The lesson: You need to care about every step of the journey, every stage in the funnel. It doesn’t matter if you have a great experience waiting for people if they’re wandering the hallways looking for you. Next year we’ll look to close any unaccounted gaps in the experience.

Chips in the Game

This is where shit gets real. In true lean style, we announced Unbox before we had a single speaker, or a venue, or any semblance of an agenda.

We started selling tickets after we got a few speakers on board—even though the topics and agenda were still undecided.

When someone bought their first ticket, that was validating. But when we made our first big order for signs and banners, that’s when Unbox became real. Now we had skin in the game, and there was no turning back. Before that we could have just issued refunds to everyone and hung our heads in shame. That order (about $1,000) meant we were really doing this. And after that, everything accelerated. There was less hemming and hawing, more decisiveness.

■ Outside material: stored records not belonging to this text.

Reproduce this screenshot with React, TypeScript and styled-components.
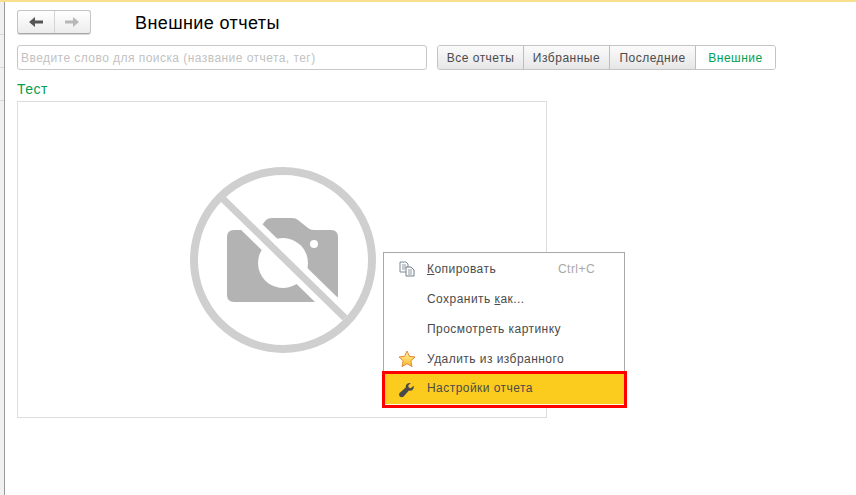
import React from "react";
import styled, { createGlobalStyle } from "styled-components";

const GlobalStyle = createGlobalStyle`
  html, body {
    margin: 0;
    padding: 0;
    background: #fff;
    overflow: hidden;
  }
  body {
    font-family: "Liberation Sans", Arial, sans-serif;
    font-size: 12px;
    color: #4b4b4b;
  }
`;

const Page = styled.div`
  width: 856px;
  height: 495px;
  display: flex;
  flex-direction: column;
`;

const TopLine = styled.div`
  height: 2px;
  flex: none;
  background: #f6e08c;
`;

const Body = styled.div`
  flex: 1;
  display: flex;
  min-height: 0;
`;

const SideStrip = styled.div`
  width: 4px;
  flex: none;
  background: #f0f0f0;
  border-right: 1px solid #9a9a9a;
  display: flex;
  flex-direction: column;
`;

const SideTab = styled.div`
  height: 32px;
  flex: none;
  border-bottom: 1px solid #d8d8d8;
`;

const Main = styled.div`
  flex: 1;
  padding: 8px 0 0 12px;
  display: flex;
  flex-direction: column;
  align-items: flex-start;
`;

const Header = styled.div`
  display: flex;
  align-items: center;
  height: 24px;
`;

const NavGroup = styled.div`
  display: flex;
  width: 74px;
  height: 24px;
  box-sizing: border-box;
  border: 1px solid #c4c4c4;
  border-bottom-color: #a8a8a8;
  border-radius: 3px;
  background: linear-gradient(#ffffff, #ececec);
  box-shadow: 0 1px 0 #d8d8d8;
`;

const NavButton = styled.div<{ $divider?: boolean }>`
  flex: 1;
  display: flex;
  align-items: center;
  justify-content: center;
  border-left: ${(p) => (p.$divider ? "1px solid #d4d4d4" : "none")};
`;

const Title = styled.div`
  margin: 3px 0 0 44px;
  font-size: 18px;
  letter-spacing: 0.4px;
  color: #000;
`;

const FilterRow = styled.div`
  display: flex;
  margin-top: 11px;
  gap: 10px;
`;

const SearchBox = styled.div`
  width: 410px;
  height: 25px;
  box-sizing: border-box;
  border: 1px solid #c8c8c8;
  border-radius: 3px;
  padding-left: 3px;
  display: flex;
  align-items: center;
  color: #c2c2c2;
  letter-spacing: 0.45px;
`;

const TabGroup = styled.div`
  display: flex;
  height: 25px;
  box-sizing: border-box;
  border: 1px solid #c4c4c4;
  border-radius: 3px;
  overflow: hidden;
`;

const Tab = styled.div<{ $active?: boolean; $w: number }>`
  width: ${(p) => p.$w}px;
  box-sizing: border-box;
  display: flex;
  align-items: center;
  justify-content: center;
  letter-spacing: 0.5px;
  color: ${(p) => (p.$active ? "#00a04f" : "#4b4b4b")};
  background: ${(p) => (p.$active ? "#fff" : "linear-gradient(#fbfbfb, #e6e6e6)")};
  & + & {
    border-left: 1px solid #bdbdbd;
  }
`;

const GroupLabel = styled.div`
  margin-top: 11px;
  font-size: 14px;
  line-height: 16px;
  letter-spacing: 0.5px;
  color: #00a04f;
`;

const PictureFrame = styled.div`
  position: relative;
  margin-top: 4px;
  width: 530px;
  height: 317px;
  box-sizing: border-box;
  border: 1px solid #dcdcdc;
  display: flex;
  align-items: center;
  justify-content: center;
`;

const Menu = styled.div`
  position: absolute;
  left: 365px;
  top: 150px;
  width: 242px;
  box-sizing: border-box;
  border: 1px solid #a8a8a8;
  background: #fff;
  padding-top: 1px;
`;

const MenuItem = styled.div<{ $selected?: boolean }>`
  position: relative;
  height: 30px;
  display: flex;
  align-items: center;
  padding-left: 43px;
  letter-spacing: 0.45px;
  ${(p) =>
    p.$selected &&
    `
    box-sizing: border-box;
    background: #fbcb1d;
    outline: 3px solid #f00;
    outline-offset: -1px;
    box-shadow: inset 0 -2px 0 #fff8dc;
    margin: -1px -1px -1px 0;
    height: 33px;
    padding-bottom: 3px;
  `}
`;

const MenuIcon = styled.span<{ $left?: number }>`
  position: absolute;
  left: ${(p) => p.$left ?? 14}px;
  top: 50%;
  transform: translateY(-50%);
  display: flex;
`;

const Shortcut = styled.span`
  position: absolute;
  left: 174px;
  color: #a8a8a8;
`;

const Hotkey = styled.span`
  text-decoration: underline;
`;

function ArrowIcon({ dir, color }: { dir: "left" | "right"; color: string }) {
  return (
    <svg width="16" height="12" viewBox="0 0 16 12">
      <path
        d={dir === "left" ? "M1 6 L7 1 V4.5 H15 V7.5 H7 V11 Z" : "M15 6 L9 1 V4.5 H1 V7.5 H9 V11 Z"}
        fill={color}
      />
    </svg>
  );
}

function NoPhoto() {
  return (
    <svg width="188" height="188" viewBox="0 0 188 188">
      <path
        d="M46 64 H70 L78 54 Q80 52 84 52 H104 Q108 52 110 54 L120 62 Q122 64 126 64 H143 Q150 64 150 71 V129 Q150 136 143 136 H46 Q39 136 39 129 V71 Q39 64 46 64 Z"
        fill="#b3b3b3"
      />
      <circle cx="95" cy="97" r="25" fill="#fff" />
      <circle cx="126" cy="78" r="4" fill="#fff" />
      <line x1="34" y1="32" x2="157" y2="152" stroke="#fff" strokeWidth="19" />
      <circle cx="95" cy="94" r="89" fill="none" stroke="#cfcfcf" strokeWidth="8" />
      <line x1="34" y1="32" x2="157" y2="152" stroke="#cfcfcf" strokeWidth="7" />
    </svg>
  );
}

function CopyIcon() {
  return (
    <svg width="16" height="16" viewBox="0 0 16 16">
      <path d="M1 1 H7 L9 3 V11 H1 Z" fill="#fff" stroke="#7d8a96" />
      <path d="M3 4 H7 M3 6 H7 M3 8 H6" stroke="#8f9aa5" />
      <path d="M7 6 H12 L15 9 V15 H7 Z" fill="#fff" stroke="#6f7c88" />
      <path d="M9 9 H13 M9 11 H13 M9 13 H13" stroke="#8f9aa5" />
    </svg>
  );
}

function StarIcon() {
  return (
    <svg width="18" height="18" viewBox="0 0 18 18">
      <defs>
        <linearGradient id="star" x1="0" y1="0" x2="0" y2="1">
          <stop offset="0" stopColor="#fff3a0" />
          <stop offset="1" stopColor="#fdb92a" />
        </linearGradient>
      </defs>
      <path
        d="M9 1 L11.4 6.3 L17 7 L12.8 10.8 L14 16.6 L9 13.7 L4 16.6 L5.2 10.8 L1 7 L6.6 6.3 Z"
        fill="url(#star)"
        stroke="#e08a3c"
        strokeLinejoin="round"
      />
    </svg>
  );
}

function WrenchIcon() {
  return (
    <svg width="15" height="15" viewBox="0 0 16 16">
      <path
        d="M15.6 3.4 L12.6 6 L10.4 5.4 L9.8 3.2 L12.6 0.6 C9.6 -0.2 6.8 2 7.2 5.2 L0.9 10.9 C-0.3 12 -0.1 13.9 0.8 14.9 C1.9 16 3.7 16.1 4.9 14.9 L10.6 8.6 C13.8 9.4 16.6 6.6 15.6 3.4 Z"
        fill="#4a4a4a"
      />
    </svg>
  );
}

export default function App() {
  return (
    <Page>
      <GlobalStyle />
      <TopLine />
      <Body>
        <SideStrip>
          <SideTab />
          <SideTab />
          <SideTab />
        </SideStrip>
        <Main>
          <Header>
            <NavGroup>
              <NavButton>
                <ArrowIcon dir="left" color="#555" />
              </NavButton>
              <NavButton $divider>
                <ArrowIcon dir="right" color="#b8b8b8" />
              </NavButton>
            </NavGroup>
            <Title>Внешние отчеты</Title>
          </Header>
          <FilterRow>
            <SearchBox>Введите слово для поиска (название отчета, тег)</SearchBox>
            <TabGroup>
              <Tab $w={85}>Все отчеты</Tab>
              <Tab $w={86}>Избранные</Tab>
              <Tab $w={86}>Последние</Tab>
              <Tab $w={80} $active>
                Внешние
              </Tab>
            </TabGroup>
          </FilterRow>
          <GroupLabel>Тест</GroupLabel>
          <PictureFrame>
            <NoPhoto />
            <Menu>
              <MenuItem>
                <MenuIcon $left={15}>
                  <CopyIcon />
                </MenuIcon>
                <span>
                  <Hotkey>К</Hotkey>опировать
                </span>
                <Shortcut>Ctrl+C</Shortcut>
              </MenuItem>
              <MenuItem>
                <span>
                  Сохранить <Hotkey>к</Hotkey>ак...
                </span>
              </MenuItem>
              <MenuItem>Просмотреть картинку</MenuItem>
              <MenuItem>
                <MenuIcon>
                  <StarIcon />
                </MenuIcon>
                Удалить из избранного
              </MenuItem>
              <MenuItem $selected>
                <MenuIcon $left={15}>
                  <WrenchIcon />
                </MenuIcon>
                Настройки отчета
              </MenuItem>
            </Menu>
          </PictureFrame>
        </Main>
      </Body>
    </Page>
  );
}
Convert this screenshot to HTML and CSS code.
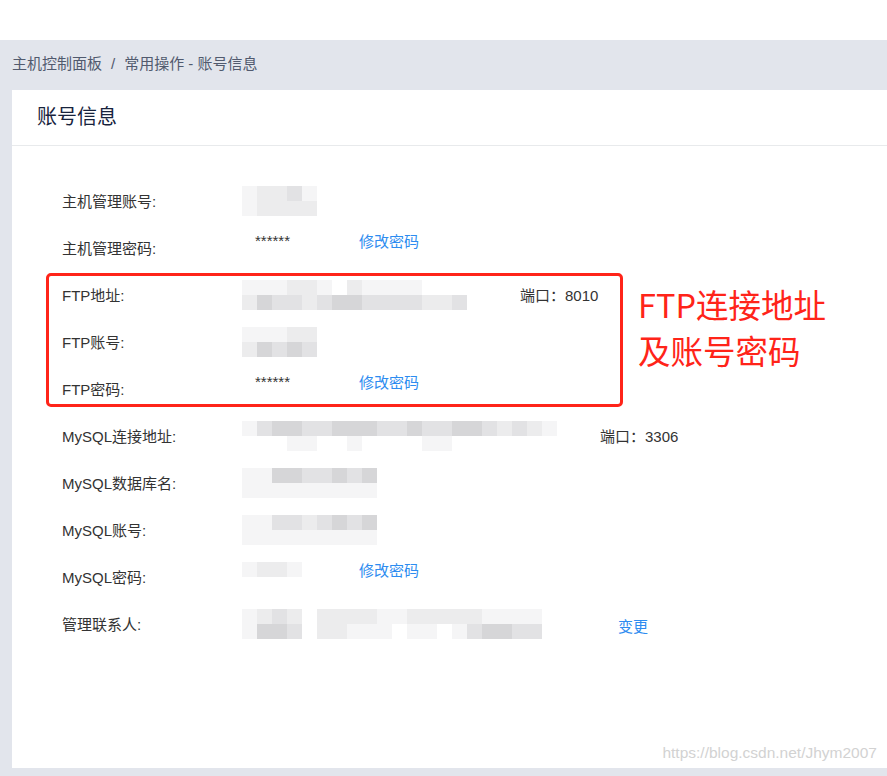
FILE: index.html
```html
<!DOCTYPE html>
<html lang="zh-CN">
<head>
    <meta charset="UTF-8">
    <meta name="viewport" content="width=device-width, initial-scale=1.0">
    <title>账号信息</title>
    <link rel="stylesheet" href="styles.css">
</head>
<body>
    <div class="topbar"></div>
    <div class="main">
        <div class="breadcrumb">主机控制面板<span class="sep">/</span>常用操作 - 账号信息</div>
        <div class="card">
            <div class="card-head">账号信息</div>
            <div class="rows">
                <div class="row">
                    <span class="label">主机管理账号:</span>
                    <span class="mosaic" data-cells="122310 122220"></span>
                </div>
                <div class="row">
                    <span class="label">主机管理密码:</span>
                    <span class="stars">******</span>
                    <a class="link up" href="#">修改密码</a>
                </div>
                <div class="group">
                    <div class="row">
                        <span class="label">FTP地址:</span>
                        <span class="value ftp-addr"><span class="mosaic" data-cells="111221021111000 243323443333223"></span></span>
                        <span class="port">端口：8010</span>
                    </div>
                    <div class="row">
                        <span class="label">FTP账号:</span>
                        <span class="mosaic" data-cells="111220 243430"></span>
                    </div>
                    <div class="row">
                        <span class="label">FTP密码:</span>
                        <span class="stars">******</span>
                        <a class="link up" href="#">修改密码</a>
                    </div>
                    <div class="note">FTP连接地址<br>及账号密码</div>
                </div>
                <div class="row">
                    <span class="label">MySQL连接地址:</span>
                    <span class="value sql-addr"><span class="mosaic" data-cells="134433444334334432321 000110010000110000000"></span></span>
                    <span class="port">端口：3306</span>
                </div>
                <div class="row">
                    <span class="label">MySQL数据库名:</span>
                    <span class="mosaic" data-cells="114433434 111111111"></span>
                </div>
                <div class="row">
                    <span class="label">MySQL账号:</span>
                    <span class="mosaic" data-cells="113323434 111111111"></span>
                </div>
                <div class="row">
                    <span class="label">MySQL密码:</span>
                    <span class="value short"><span class="mosaic up" data-cells="1221"></span></span>
                    <a class="link up" href="#">修改密码</a>
                </div>
                <div class="row">
                    <span class="label">管理联系人:</span>
                    <span class="mosaic" data-cells="1232 1443"></span>
                    <span class="mosaic wide" data-cells="222211222221111 221110110134433"></span>
                    <a class="link change" href="#">变更</a>
                </div>
            </div>
            <div class="watermark">https://blog.csdn.net/Jhym2007</div>
        </div>
    </div>
    <script>
        // blurred values: each digit is one grey cell, rows split by spaces
        document.querySelectorAll('.mosaic').forEach(function (box) {
            box.dataset.cells.split(' ').forEach(function (line) {
                const row = document.createElement('span');
                row.className = 'mrow';
                line.split('').forEach(function (d) {
                    const cell = document.createElement('span');
                    cell.className = 'cell c' + d;
                    row.appendChild(cell);
                });
                box.appendChild(row);
            });
        });
    </script>
</body>
</html>
```

FILE: styles.css
```css
body {
    margin: 0;
    font-family: "Liberation Sans", "Noto Sans CJK SC", sans-serif;
    font-size: 15px;
    color: #333;
    background: #fff;
}
.topbar {
    height: 40px;
    background: #fff;
}
.main {
    background: #e2e5ec;
    padding: 0 0 8px 12px;
}
.breadcrumb {
    height: 50px;
    line-height: 48px;
    color: #515a6e;
}
.breadcrumb .sep {
    margin: 0 9px;
}
.card {
    position: relative;
    background: #fff;
    height: 678px;
}
.card-head {
    height: 55px;
    line-height: 55px;
    padding-left: 25px;
    font-size: 20px;
    color: #17233d;
    border-bottom: 1px solid #e8eaec;
}
.rows {
    padding: 31px 0 0 50px;
}
.row {
    display: flex;
    align-items: center;
    height: 47px;
}
.label {
    width: 180px;
    flex-shrink: 0;
    color: #333;
}
.stars {
    width: 104px;
    padding-left: 13px;
    margin-bottom: 14px;
    color: #333;
}
.link {
    color: #2d8cf0;
    text-decoration: none;
}
.link.up {
    margin-bottom: 14px;
}
.link.change {
    margin-left: 76px;
    margin-bottom: -3px;
}
.value.ftp-addr {
    width: 278px;
}
.value.sql-addr {
    width: 358px;
}
.value.short {
    width: 117px;
}
.port {
    color: #333;
}
.mosaic {
    display: flex;
    flex-direction: column;
}
.mosaic.up {
    margin-bottom: 14px;
}
.mosaic.wide {
    margin-left: 15px;
}
.mrow {
    display: flex;
}
.cell {
    width: 15px;
    height: 15px;
}
.c0 { background: transparent; }
.c1 { background: #f5f5f6; }
.c2 { background: #ececed; }
.c3 { background: #e2e2e4; }
.c4 { background: #d6d6d8; }
.group {
    position: relative;
}
.group::before {
    content: "";
    position: absolute;
    left: -16px;
    top: 2px;
    width: 571px;
    height: 128px;
    border: 3px solid #ff2419;
    border-radius: 5px;
}
.note {
    position: absolute;
    left: 576px;
    top: 10px;
    font-family: "Noto Sans CJK SC", sans-serif;
    font-size: 32.5px;
    line-height: 46px;
    color: #ff2419;
}
.watermark {
    position: absolute;
    right: 10px;
    bottom: 6px;
    font-size: 15.5px;
    color: #d2d2d2;
}
```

We spent responsibly, having many versions of the “build vs. buy” conversation. We did the designs ourselves, but paid to have them printed professionally. We crowdsourced the photography (I would pay for an actual photographer next year). We didn’t skimp on food (quality or quantity). We relied heavily on the kindness and generosity of others.

The lesson: Things get real when you start spending money, especially other people’s money. You can make good progress without spending a dime, but—and I say this as someone who’s naturally risk averse—if you’re trying to spur some action, drop a little cash.

The Unbox organizer team with their first of several well-deserved beers the evening after Unbox

Next Year Will Be Even Better

Unbox v1.0 was a success by any measure. We validated our hypothesis (“Boston Product can put on a valuable and enjoyable full day event for local PMs.”) and we made a splash with our message that Boston is a place where great people build all kinds of great products.